### Dataset
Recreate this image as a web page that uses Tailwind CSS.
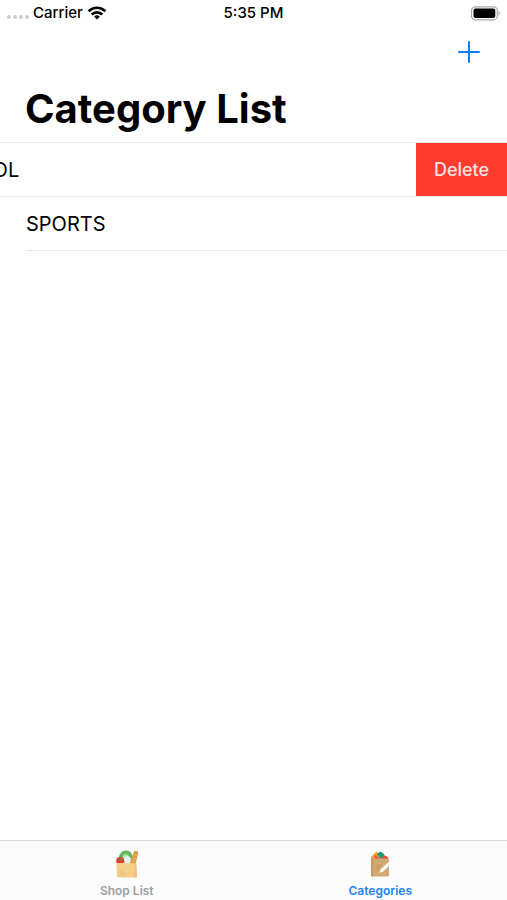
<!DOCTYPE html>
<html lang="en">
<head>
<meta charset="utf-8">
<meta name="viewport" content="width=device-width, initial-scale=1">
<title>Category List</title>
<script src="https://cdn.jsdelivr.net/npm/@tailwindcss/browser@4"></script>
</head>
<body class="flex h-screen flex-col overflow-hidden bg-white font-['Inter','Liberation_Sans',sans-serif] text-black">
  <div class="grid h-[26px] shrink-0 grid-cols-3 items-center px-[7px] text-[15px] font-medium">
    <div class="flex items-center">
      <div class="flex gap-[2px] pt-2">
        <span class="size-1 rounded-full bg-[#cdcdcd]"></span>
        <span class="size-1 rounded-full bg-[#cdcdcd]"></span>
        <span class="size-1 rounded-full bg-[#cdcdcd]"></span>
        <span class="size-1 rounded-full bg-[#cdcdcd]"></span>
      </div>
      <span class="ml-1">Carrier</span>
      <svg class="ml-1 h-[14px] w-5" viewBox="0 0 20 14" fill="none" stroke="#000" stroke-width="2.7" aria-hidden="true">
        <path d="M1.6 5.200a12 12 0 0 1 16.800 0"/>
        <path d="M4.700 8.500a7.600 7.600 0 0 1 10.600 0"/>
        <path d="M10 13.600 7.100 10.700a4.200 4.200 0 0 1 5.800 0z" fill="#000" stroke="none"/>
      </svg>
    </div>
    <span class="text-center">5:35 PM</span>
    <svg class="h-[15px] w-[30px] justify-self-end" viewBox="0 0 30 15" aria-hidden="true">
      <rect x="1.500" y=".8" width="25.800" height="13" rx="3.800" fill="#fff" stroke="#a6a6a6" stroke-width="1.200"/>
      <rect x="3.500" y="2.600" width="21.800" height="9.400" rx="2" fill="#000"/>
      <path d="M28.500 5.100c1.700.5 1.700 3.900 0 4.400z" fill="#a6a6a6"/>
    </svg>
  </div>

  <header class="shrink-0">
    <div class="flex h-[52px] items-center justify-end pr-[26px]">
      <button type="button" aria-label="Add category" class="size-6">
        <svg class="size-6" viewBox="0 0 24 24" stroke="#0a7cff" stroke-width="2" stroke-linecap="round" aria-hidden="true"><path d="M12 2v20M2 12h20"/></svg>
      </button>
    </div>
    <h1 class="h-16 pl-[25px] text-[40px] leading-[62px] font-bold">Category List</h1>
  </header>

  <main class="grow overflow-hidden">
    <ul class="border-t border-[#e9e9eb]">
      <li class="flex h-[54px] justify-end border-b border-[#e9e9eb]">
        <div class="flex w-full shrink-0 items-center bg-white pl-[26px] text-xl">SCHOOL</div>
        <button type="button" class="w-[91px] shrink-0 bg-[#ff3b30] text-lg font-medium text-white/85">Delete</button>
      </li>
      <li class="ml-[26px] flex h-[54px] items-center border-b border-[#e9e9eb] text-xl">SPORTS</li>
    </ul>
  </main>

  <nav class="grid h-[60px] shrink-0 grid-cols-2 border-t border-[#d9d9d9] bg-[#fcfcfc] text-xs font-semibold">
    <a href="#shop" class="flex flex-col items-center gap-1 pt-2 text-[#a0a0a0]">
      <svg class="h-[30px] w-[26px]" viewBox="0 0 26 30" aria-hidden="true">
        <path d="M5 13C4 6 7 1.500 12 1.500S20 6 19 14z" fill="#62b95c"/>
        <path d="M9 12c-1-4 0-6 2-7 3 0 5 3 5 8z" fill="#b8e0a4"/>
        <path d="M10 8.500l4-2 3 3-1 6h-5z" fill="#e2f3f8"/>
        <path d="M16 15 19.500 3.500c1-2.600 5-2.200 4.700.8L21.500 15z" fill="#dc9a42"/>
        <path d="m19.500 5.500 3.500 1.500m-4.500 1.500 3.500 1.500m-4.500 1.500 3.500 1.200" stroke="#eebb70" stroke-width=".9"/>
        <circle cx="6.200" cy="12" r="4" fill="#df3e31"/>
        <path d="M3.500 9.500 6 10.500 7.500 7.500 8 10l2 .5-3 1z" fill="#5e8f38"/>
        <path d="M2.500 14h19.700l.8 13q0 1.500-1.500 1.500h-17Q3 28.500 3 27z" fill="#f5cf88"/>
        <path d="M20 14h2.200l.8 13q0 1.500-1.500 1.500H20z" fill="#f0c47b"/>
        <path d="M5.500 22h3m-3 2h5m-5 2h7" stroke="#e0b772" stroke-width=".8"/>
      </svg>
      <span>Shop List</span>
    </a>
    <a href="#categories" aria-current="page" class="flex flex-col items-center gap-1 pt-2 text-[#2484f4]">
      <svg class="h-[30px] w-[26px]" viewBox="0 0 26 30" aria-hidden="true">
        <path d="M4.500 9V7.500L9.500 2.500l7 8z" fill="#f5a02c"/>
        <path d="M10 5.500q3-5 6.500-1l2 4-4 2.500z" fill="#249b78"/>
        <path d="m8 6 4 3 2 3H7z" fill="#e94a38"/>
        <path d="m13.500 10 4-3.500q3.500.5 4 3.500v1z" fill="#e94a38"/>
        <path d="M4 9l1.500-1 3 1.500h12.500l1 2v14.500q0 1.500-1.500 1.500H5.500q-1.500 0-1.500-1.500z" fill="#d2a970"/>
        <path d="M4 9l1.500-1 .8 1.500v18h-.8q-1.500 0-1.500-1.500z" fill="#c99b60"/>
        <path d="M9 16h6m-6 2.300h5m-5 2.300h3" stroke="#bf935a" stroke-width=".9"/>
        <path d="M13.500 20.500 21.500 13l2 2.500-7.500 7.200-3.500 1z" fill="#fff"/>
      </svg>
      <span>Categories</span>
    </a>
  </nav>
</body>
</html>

==

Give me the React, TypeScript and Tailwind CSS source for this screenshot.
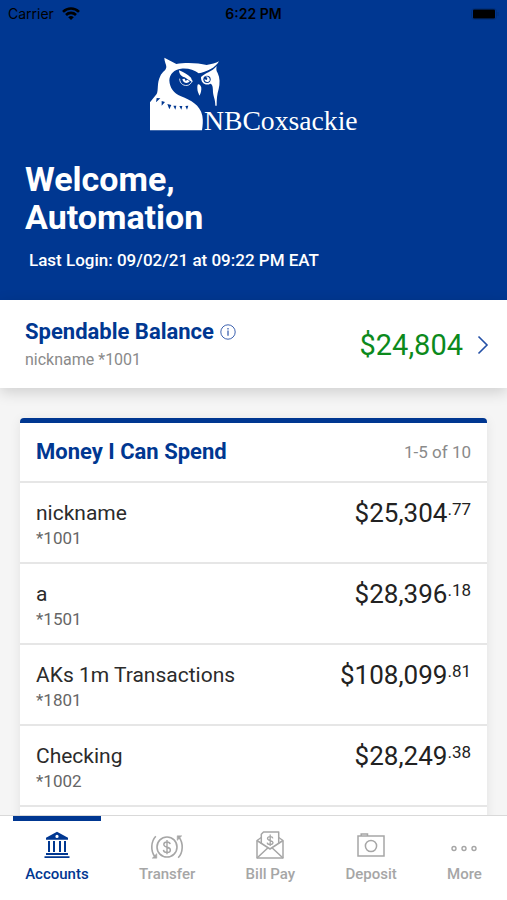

### Task prompt
Find and count the lines of the data that include the string "this", and report that figure by itself.

### Right answer
2